*Exercise task:* Return the number of lines in which the word "TypeScript" appears; add nothing else.

*Data in this exercise:*

━━━━

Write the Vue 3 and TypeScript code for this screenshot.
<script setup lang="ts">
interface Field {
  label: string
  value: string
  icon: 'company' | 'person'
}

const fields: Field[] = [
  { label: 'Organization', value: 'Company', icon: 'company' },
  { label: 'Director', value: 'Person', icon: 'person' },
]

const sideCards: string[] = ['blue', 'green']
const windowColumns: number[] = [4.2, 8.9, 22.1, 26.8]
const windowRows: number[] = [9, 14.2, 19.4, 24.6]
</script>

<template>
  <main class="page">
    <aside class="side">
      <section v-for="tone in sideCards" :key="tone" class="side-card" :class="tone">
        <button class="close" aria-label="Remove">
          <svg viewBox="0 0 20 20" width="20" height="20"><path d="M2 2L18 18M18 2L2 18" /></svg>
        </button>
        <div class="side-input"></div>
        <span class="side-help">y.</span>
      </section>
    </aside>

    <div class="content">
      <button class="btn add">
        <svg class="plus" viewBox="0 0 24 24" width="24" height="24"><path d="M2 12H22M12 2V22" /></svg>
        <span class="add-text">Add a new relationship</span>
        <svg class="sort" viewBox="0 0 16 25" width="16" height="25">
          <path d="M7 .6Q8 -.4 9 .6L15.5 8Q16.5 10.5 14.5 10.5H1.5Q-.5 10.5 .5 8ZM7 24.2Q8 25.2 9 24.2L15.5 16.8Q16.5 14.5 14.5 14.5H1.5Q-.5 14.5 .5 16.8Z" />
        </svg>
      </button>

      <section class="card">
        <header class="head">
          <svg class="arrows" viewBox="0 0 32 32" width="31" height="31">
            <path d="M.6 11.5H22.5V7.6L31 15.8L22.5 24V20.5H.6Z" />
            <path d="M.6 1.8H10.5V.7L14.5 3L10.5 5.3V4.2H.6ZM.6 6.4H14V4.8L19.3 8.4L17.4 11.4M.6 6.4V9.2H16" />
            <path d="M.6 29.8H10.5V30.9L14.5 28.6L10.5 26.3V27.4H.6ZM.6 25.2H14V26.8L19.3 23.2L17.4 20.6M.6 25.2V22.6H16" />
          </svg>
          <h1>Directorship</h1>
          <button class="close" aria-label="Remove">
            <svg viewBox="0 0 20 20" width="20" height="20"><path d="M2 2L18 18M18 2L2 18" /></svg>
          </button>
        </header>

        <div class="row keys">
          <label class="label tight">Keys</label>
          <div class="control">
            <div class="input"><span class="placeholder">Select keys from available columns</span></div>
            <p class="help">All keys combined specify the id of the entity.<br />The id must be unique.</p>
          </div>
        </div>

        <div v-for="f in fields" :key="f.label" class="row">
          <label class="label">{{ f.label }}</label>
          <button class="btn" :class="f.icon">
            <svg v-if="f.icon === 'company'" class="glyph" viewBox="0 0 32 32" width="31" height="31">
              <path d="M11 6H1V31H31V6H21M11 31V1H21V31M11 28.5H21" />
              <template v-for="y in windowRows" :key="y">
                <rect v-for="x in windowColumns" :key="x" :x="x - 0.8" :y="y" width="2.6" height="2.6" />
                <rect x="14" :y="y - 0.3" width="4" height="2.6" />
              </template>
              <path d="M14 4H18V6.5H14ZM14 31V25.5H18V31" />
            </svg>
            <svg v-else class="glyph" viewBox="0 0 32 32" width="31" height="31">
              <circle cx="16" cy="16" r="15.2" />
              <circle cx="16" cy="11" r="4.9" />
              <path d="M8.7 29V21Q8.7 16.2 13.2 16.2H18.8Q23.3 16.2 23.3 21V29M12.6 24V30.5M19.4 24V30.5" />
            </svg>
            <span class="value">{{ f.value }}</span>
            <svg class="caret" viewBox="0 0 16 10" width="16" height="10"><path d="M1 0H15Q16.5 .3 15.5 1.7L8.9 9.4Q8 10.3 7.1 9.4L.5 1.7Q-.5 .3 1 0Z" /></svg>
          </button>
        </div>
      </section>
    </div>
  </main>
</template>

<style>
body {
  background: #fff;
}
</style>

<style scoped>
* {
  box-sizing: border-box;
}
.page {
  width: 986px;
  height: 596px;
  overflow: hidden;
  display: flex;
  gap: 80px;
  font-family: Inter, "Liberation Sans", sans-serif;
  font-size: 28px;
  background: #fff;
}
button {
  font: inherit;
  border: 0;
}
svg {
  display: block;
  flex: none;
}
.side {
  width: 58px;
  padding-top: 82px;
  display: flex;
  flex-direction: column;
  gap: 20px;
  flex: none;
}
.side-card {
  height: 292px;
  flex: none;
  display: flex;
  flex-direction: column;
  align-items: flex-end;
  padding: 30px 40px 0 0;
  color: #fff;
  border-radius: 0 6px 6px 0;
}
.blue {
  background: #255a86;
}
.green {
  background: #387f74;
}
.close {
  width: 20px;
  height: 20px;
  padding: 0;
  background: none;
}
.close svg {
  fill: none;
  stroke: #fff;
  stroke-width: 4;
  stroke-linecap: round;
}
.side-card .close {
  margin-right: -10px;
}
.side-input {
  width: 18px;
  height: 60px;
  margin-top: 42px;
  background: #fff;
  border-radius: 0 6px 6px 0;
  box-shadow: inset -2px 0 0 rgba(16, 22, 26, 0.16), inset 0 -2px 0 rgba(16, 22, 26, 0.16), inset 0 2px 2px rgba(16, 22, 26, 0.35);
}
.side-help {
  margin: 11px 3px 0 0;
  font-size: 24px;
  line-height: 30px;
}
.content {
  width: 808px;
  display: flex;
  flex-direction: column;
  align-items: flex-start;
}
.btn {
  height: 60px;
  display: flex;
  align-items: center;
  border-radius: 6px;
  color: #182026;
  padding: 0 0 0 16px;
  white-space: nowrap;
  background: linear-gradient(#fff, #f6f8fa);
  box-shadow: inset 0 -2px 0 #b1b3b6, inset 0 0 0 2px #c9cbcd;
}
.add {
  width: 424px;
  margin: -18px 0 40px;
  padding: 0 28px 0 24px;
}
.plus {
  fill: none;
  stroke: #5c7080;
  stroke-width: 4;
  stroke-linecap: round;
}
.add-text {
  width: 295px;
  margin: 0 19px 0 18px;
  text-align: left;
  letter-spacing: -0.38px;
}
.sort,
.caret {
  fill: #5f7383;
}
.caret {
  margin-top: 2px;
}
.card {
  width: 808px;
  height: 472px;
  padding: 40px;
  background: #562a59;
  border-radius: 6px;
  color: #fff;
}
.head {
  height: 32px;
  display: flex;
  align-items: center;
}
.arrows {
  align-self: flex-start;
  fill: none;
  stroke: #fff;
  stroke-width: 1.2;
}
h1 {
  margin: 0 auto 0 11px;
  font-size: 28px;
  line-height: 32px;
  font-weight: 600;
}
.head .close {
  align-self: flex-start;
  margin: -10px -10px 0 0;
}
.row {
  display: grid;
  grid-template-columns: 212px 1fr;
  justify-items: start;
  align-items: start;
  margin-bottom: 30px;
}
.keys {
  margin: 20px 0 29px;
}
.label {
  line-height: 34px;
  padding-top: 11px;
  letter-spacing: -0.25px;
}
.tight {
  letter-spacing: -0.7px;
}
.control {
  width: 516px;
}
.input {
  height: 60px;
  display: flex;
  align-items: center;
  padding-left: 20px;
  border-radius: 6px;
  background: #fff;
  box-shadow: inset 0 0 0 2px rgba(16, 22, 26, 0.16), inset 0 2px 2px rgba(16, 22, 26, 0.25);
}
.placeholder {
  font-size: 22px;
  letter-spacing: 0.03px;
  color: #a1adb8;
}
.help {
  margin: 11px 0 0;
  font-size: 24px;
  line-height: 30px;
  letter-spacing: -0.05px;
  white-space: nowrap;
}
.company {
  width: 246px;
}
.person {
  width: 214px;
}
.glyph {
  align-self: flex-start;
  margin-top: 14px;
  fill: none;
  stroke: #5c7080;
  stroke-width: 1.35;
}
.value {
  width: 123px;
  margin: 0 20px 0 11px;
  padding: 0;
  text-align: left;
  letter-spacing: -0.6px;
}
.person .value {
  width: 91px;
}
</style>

━━━━

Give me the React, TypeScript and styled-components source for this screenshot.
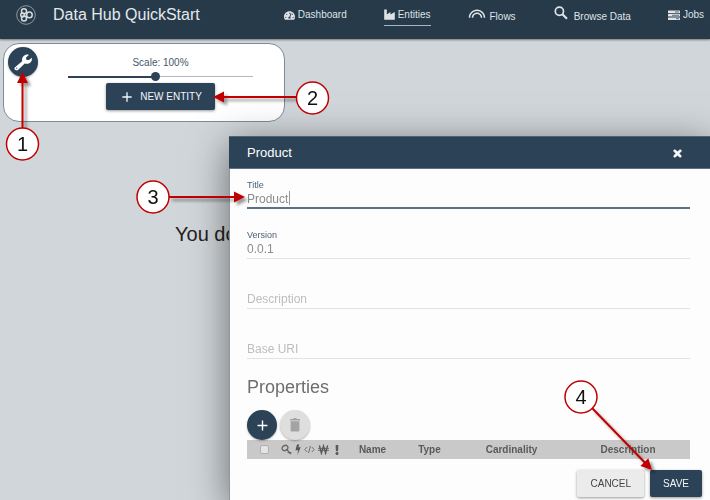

━━━━

*The reply:* 2